Wow! This isn't exactly a new point–Tetlock found a similar result in his celebrated book on expert political judgment–but it's certainly a very bold illustration of this general principle. And, most interesting to me, it shows that the idea of “hedgehog” and “fox” thinking isn't just a general attitude toward making decisions and interpreting evidence. We can interpret them as methodological strategies.

My read of much of the classic literature in the philosophy of science is that it endorses what I might term “skeptical hedgehog” thinking. For example, Popperian falsificationism is all about building frameworks of theory that allow us to deduce many interesting implications… and then doing your best to tear down those predictions. Kuhn's view is that science is usually about building out and testing the details of overarching theoretical frameworks, until they collapse under the weight of contradictory findings. Lakatos' revision is that these frameworks never truly collapse, but argue with one another for adherents. And so on.

This is hedgehog-style thinking, in that it emphasizes the creation of a single logically consistent framework for the interpretation of the world (or the unavoidability and usefulness of these frameworks). But it doesn't necessarily come with the negative overtones of Tetlock's usage, because this isn't stubborn adherence to a framework in light of evidence: all of these views either explicitly advise the clear-eyed comparison of expectations to outcomes and the discarding of frameworks that aren't useful, or recognize that individuals can't necessarily reach this standard of objectivity but that the scientific community can, over time. And in Popper's case, scientific understanding is closely linked to successful prediction; there is no attempt to wriggle out of the predictive straightjacket by claiming that we can have explanation without prediction (or the converse).

It's worth mentioning that this is the view being promoted by the NSF-funded EITM (Empirical Implications of Theoretical Models) program, something that I participated in as a student and used as a basic justification for some of my methodological work.

Fox-style thinking means, in short, coming up with a suite of good tricks to achieve the objective (successful prediction) and using whatever combination of those tricks yields the best result, regardless of whether these tricks are logically consistent with each other or with the techniques we used for related problems. Many of the methods endorsed in the Slate article, such as CART (classification and regression trees), are just this sort of approach. CART tries to achieve prediction success by creating a set of successive binary classification decisions (Is the person female? Do they earn more than $45,000 a year? Have they attended college?). Each answer narrows down the categorization of the case further, until ultimately we can narrow it down well enough to make a good point prediction for each category. The trick is in finding the right questions to ask to get the best prediction possible given the information fed to the algorithm. The optimal classification tree is decided upon atheoretically, essentially by maximizing some kind of accuracy criterion. The random decision forest procedure goes even further, constructing hundreds or thousands of different decision trees and having them “vote” on the most likely outcome. The only theory involved comes in selecting the variables to feed to the algorithm.

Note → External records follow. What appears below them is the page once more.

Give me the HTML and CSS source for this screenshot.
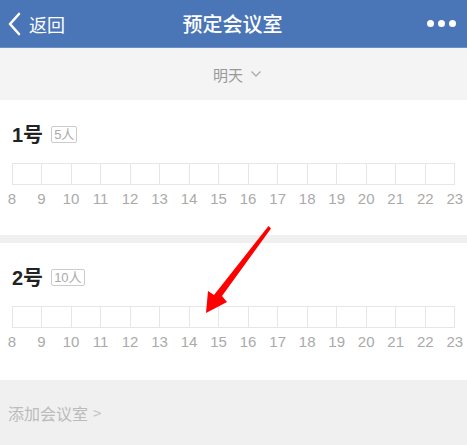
FILE: index.html
```html
<!DOCTYPE html>
<html lang="zh">
<head>
	<meta charset="UTF-8">
	<title>预定会议室</title>
	<link rel="stylesheet" href="styles.css">
</head>
<body>
	<!--顶部导航-->
	<div class="header">
		<div class="back">
			<svg width="14" height="24" viewBox="0 0 14 24"><path d="M12 2 L3 12 L12 22" fill="none" stroke="#fff" stroke-width="2.6" stroke-linecap="round" stroke-linejoin="round"/></svg>
			<span>返回</span>
		</div>
		<div class="title">预定会议室</div>
		<div class="more"><i></i><i></i><i></i></div>
	</div>

	<!--日期选择-->
	<div class="date">
		<span>明天</span>
		<svg width="12" height="8" viewBox="0 0 12 8"><path d="M1.5 1.5 L6 6 L10.5 1.5" fill="none" stroke="#aaa" stroke-width="1.3"/></svg>
	</div>

	<!--会议室列表-->
	<div class="room">
		<div class="name">1号 <span class="tag">5人</span></div>
		<div class="grid">
			<i></i><i></i><i></i><i></i><i></i><i></i><i></i><i></i><i></i><i></i><i></i><i></i><i></i><i></i><i></i>
		</div>
		<div class="hours">
			<span>8</span><span>9</span><span>10</span><span>11</span><span>12</span><span>13</span><span>14</span><span>15</span><span>16</span><span>17</span><span>18</span><span>19</span><span>20</span><span>21</span><span>22</span><span>23</span>
		</div>
	</div>
	<div class="room room2">
		<div class="name">2号 <span class="tag">10人</span></div>
		<div class="grid">
			<i></i><i></i><i></i><i></i><i></i><i></i><i></i><i></i><i></i><i></i><i></i><i></i><i></i><i></i><i></i>
		</div>
		<div class="hours">
			<span>8</span><span>9</span><span>10</span><span>11</span><span>12</span><span>13</span><span>14</span><span>15</span><span>16</span><span>17</span><span>18</span><span>19</span><span>20</span><span>21</span><span>22</span><span>23</span>
		</div>
	</div>

	<!--添加-->
	<div class="add">添加会议室 <span class="arr">&gt;</span></div>

	<!--红色箭头标注-->
	<svg class="mark" width="467" height="445" viewBox="0 0 467 445">
		<path d="M268.5 226 L271 228.5 L222 296 L227 302 L206 313 L208 291 L214 295 Z" fill="#f00"/>
	</svg>
</body>
</html>
```

FILE: styles.css
```css
*{
	margin:0;
	padding:0;
}
body{
	width:467px;
	height:445px;
	overflow:hidden;
	background:#f0f0f0;
	font-family:"Liberation Sans","Noto Sans CJK SC",sans-serif;
	position:relative;
}

.header{
	height:47px;
	background:#4a76b7;
	border-bottom:1px solid #6a8fc6;
	display:flex;
	align-items:center;
	justify-content:space-between;
	color:#fff;
	padding:0 10px 0 7px;
}
.back{
	display:flex;
	align-items:center;
	width:80px;
	font-size:18px;
	font-family:"Noto Sans CJK SC",sans-serif;
}
.back svg{
	margin-right:8px;
}
.title{
	font-size:20px;
	font-family:"Noto Sans CJK SC",sans-serif;
	font-weight:500;
	margin-left:2px;
}
.more{
	width:80px;
	display:flex;
	justify-content:flex-end;
	gap:4px;
	margin-right:1px;
}
.more i{
	width:7px;
	height:7px;
	border-radius:50%;
	background:#fff;
}

.date{
	height:52px;
	background:#f4f4f4;
	display:flex;
	align-items:center;
	justify-content:center;
	gap:7px;
	color:#999;
	font-size:15px;
	font-family:"Noto Sans CJK SC",sans-serif;
	padding-left:8px;
}

.room{
	background:#fff;
	height:135px;
	padding:0 12px;
	box-sizing:border-box;
	padding-top:21px;
}
.room2{
	margin-top:8px;
	height:137px;
}
.name{
	font-size:20px;
	font-weight:bold;
	color:#222;
	display:flex;
	align-items:center;
	height:24px;
}
.tag{
	font-size:13px;
	font-weight:normal;
	color:#aaa;
	border:1px solid #ccc;
	border-radius:2px;
	padding:0 2px;
	line-height:15px;
	margin-left:8px;
	margin-top:2px;
	font-family:"Liberation Sans","Noto Sans CJK SC",sans-serif;
}
.grid{
	margin-top:18px;
	height:22px;
	width:443px;
	border:1px solid #e6e6e6;
	box-sizing:border-box;
	display:flex;
}
.grid i{
	flex:1;
	border-left:1px solid #e6e6e6;
}
.grid i:first-child{
	border-left:none;
}
.hours{
	display:flex;
	margin-left:-14.75px;
	margin-top:5px;
}
.hours span{
	flex-shrink:0;
	width:29.53px;
	text-align:center;
	font-size:15px;
	color:#aaa;
	line-height:18px;
}

.add{
	height:65px;
	display:flex;
	align-items:center;
	padding-left:8px;
	font-size:16px;
	color:#bbb;
	font-family:"Noto Sans CJK SC",sans-serif;
}
.add .arr{
	margin-left:5px;
	font-size:15px;
	color:#c4c4c4;
}

.mark{
	position:absolute;
	left:0;
	top:0;
	pointer-events:none;
}
```
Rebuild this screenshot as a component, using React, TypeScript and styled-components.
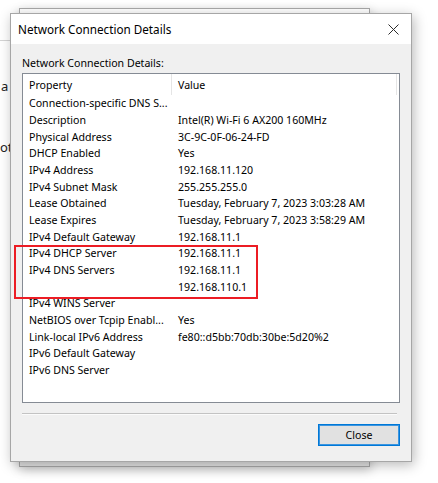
import React from "react";
import styled, { createGlobalStyle } from "styled-components";

const Global = createGlobalStyle`
  html, body { margin: 0; padding: 0; background: #ffffff; }
  body { font-family: "Noto Sans", "Open Sans", sans-serif; color: #000; }
`;

const Desktop = styled.div`
  position: relative;
  width: 438px;
  height: 483px;
  overflow: hidden;
  background: #ffffff;
`;

const AppText = styled.span<{ $x: number; $y: number }>`
  position: absolute;
  left: ${(p) => p.$x}px;
  top: ${(p) => p.$y}px;
  font: 13px "Noto Sans", sans-serif;
  color: #222;
  line-height: 16px;
`;

const AppRule = styled.div`
  position: absolute;
  left: 0;
  top: 40px;
  width: 12px;
  height: 1px;
  background: #d4d4d4;
`;

const BackWindow = styled.div`
  position: absolute;
  left: 19px;
  top: 8px;
  width: 351px;
  height: 459px;
  box-sizing: border-box;
  border: 1px solid #a9a9a9;
  background: #e4e4e4;
  box-shadow: 1px 3px 10px rgba(0, 0, 0, 0.22);
  display: flex;
  flex-direction: column;
`;

const BackTitle = styled.div`
  height: 30px;
  background: #ffffff;
`;

const Dialog = styled.div`
  position: absolute;
  left: 10px;
  top: 13px;
  width: 402px;
  height: 449px;
  box-sizing: border-box;
  border: 1px solid #a6a6a6;
  background: #f0f0f0;
  box-shadow: 2px 3px 12px rgba(0, 0, 0, 0.28);
  display: flex;
  flex-direction: column;
`;

const TitleBar = styled.div`
  height: 30px;
  flex: none;
  background: #ffffff;
  display: flex;
  align-items: center;
  justify-content: space-between;
  padding: 0 12px 0 7px;
`;

const Title = styled.span`
  font-size: 11.7px;
  color: #000;
  line-height: 16px;
`;

const CloseGlyph = styled.svg`
  width: 11px;
  height: 11px;
  display: block;
`;

const Body = styled.div`
  flex: 1;
  display: flex;
  flex-direction: column;
  padding: 12px 11px 15px 11px;
  min-height: 0;
`;

const Caption = styled.div`
  font-size: 10.6px;
  line-height: 14px;
  height: 14px;
  margin-bottom: 3px;
`;

const ListBox = styled.div`
  height: 330px;
  box-sizing: border-box;
  border: 1px solid #858b94;
  background: #ffffff;
  display: flex;
  flex-direction: column;
`;

const HeaderRow = styled.div`
  display: grid;
  grid-template-columns: 149px 225px;
  height: 21px;
  flex: none;
`;

const HeaderCell = styled.div`
  display: flex;
  align-items: center;
  padding-left: 6px;
  border-right: 1px solid #e5e5e5;
  font-size: 10.6px;
  line-height: 14px;
`;

const Row = styled.div`
  display: grid;
  grid-template-columns: 149px 1fr;
  height: 16.67px;
  flex: none;
`;

const Cell = styled.div`
  display: flex;
  align-items: center;
  padding-left: 6px;
  font-size: 10.6px;
  line-height: 14px;
  white-space: nowrap;
  overflow: hidden;
`;

const Separator = styled.div`
  height: 1px;
  margin: 10px 3px 10px 0;
  background: #c3c3c3;
  box-shadow: 0 1px 0 #fbfbfb;
`;

const Footer = styled.div`
  display: flex;
  justify-content: flex-end;
`;

const Button = styled.button`
  width: 82px;
  height: 22px;
  box-sizing: border-box;
  border: 1px solid #0078d7;
  box-shadow: inset 0 0 0 1px #3b95e0;
  background: #e1e1e1;
  font-family: "Noto Sans", sans-serif;
  font-size: 10.6px;
  color: #000;
  padding: 0;
  line-height: 14px;
`;

const Highlight = styled.div`
  position: absolute;
  left: 14px;
  top: 245px;
  width: 244px;
  height: 54px;
  box-sizing: border-box;
  border: 2px solid #ec1c24;
  pointer-events: none;
`;

const rows: [string, string][] = [
  ["Connection-specific DNS S...", ""],
  ["Description", "Intel(R) Wi-Fi 6 AX200 160MHz"],
  ["Physical Address", "3C-9C-0F-06-24-FD"],
  ["DHCP Enabled", "Yes"],
  ["IPv4 Address", "192.168.11.120"],
  ["IPv4 Subnet Mask", "255.255.255.0"],
  ["Lease Obtained", "Tuesday, February 7, 2023 3:03:28 AM"],
  ["Lease Expires", "Tuesday, February 7, 2023 3:58:29 AM"],
  ["IPv4 Default Gateway", "192.168.11.1"],
  ["IPv4 DHCP Server", "192.168.11.1"],
  ["IPv4 DNS Servers", "192.168.11.1"],
  ["", "192.168.110.1"],
  ["IPv4 WINS Server", ""],
  ["NetBIOS over Tcpip Enabl...", "Yes"],
  ["Link-local IPv6 Address", "fe80::d5bb:70db:30be:5d20%2"],
  ["IPv6 Default Gateway", ""],
  ["IPv6 DNS Server", ""],
];

export default function App() {
  return (
    <>
      <Global />
      <Desktop>
        <AppRule />
        <AppText $x={1} $y={78}>a</AppText>
        <AppText $x={0} $y={139}>ot</AppText>
        <BackWindow>
          <BackTitle />
        </BackWindow>
        <Dialog>
          <TitleBar>
            <Title>Network Connection Details</Title>
            <CloseGlyph viewBox="0 0 11 11">
              <path d="M0.5 0.5 L10.5 10.5 M10.5 0.5 L0.5 10.5" stroke="#2b2b2b" strokeWidth="1" fill="none" />
            </CloseGlyph>
          </TitleBar>
          <Body>
            <Caption>Network Connection Details:</Caption>
            <ListBox>
              <HeaderRow>
                <HeaderCell>Property</HeaderCell>
                <HeaderCell>Value</HeaderCell>
              </HeaderRow>
              {rows.map(([k, v], i) => (
                <Row key={i}>
                  <Cell>{k}</Cell>
                  <Cell>{v}</Cell>
                </Row>
              ))}
            </ListBox>
            <Separator />
            <Footer>
              <Button>Close</Button>
            </Footer>
          </Body>
        </Dialog>
        <Highlight />
      </Desktop>
    </>
  );
}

There are so many interesting questions raised by this article. Suppose that I program a computer to look at all the information available in the internet (economic and demographic data, news reports, television programs, legislative output), and whatever else. It applies some combination of processing and classification algorithms to come up with a forecast for the probability of civil conflict in the next 90 days. Let's say this forecast is completely accurate: if the probability forecast is k%, then k% of those cases result in civil conflict.

Having written this successful program, do I understand civil conflict? Does my computer understand it? If prediction = understanding, as in the Popperian mode, I suppose the answer is “yes.” But the predictions of this program would presumably break down outside of the narrow purpose for which they were created; most likely, they would be terrible at predicting conceptually related phenomena, such as non-war civil disturbances. Shouldn't understanding imply some degree of generalization?

If I wanted to share this understanding with students, what would I tell them? Would I just teach them the algorithm, or maybe show them some kind of classification tree that it creates? Would I tell them the variables that were identified as important by the classification algorithm, and make up some story about why they matter?

And what should we teach our students? If prediction implies understanding, and data mining achieves better predictions than theoretically-structured models, maybe we should just teach data engineering?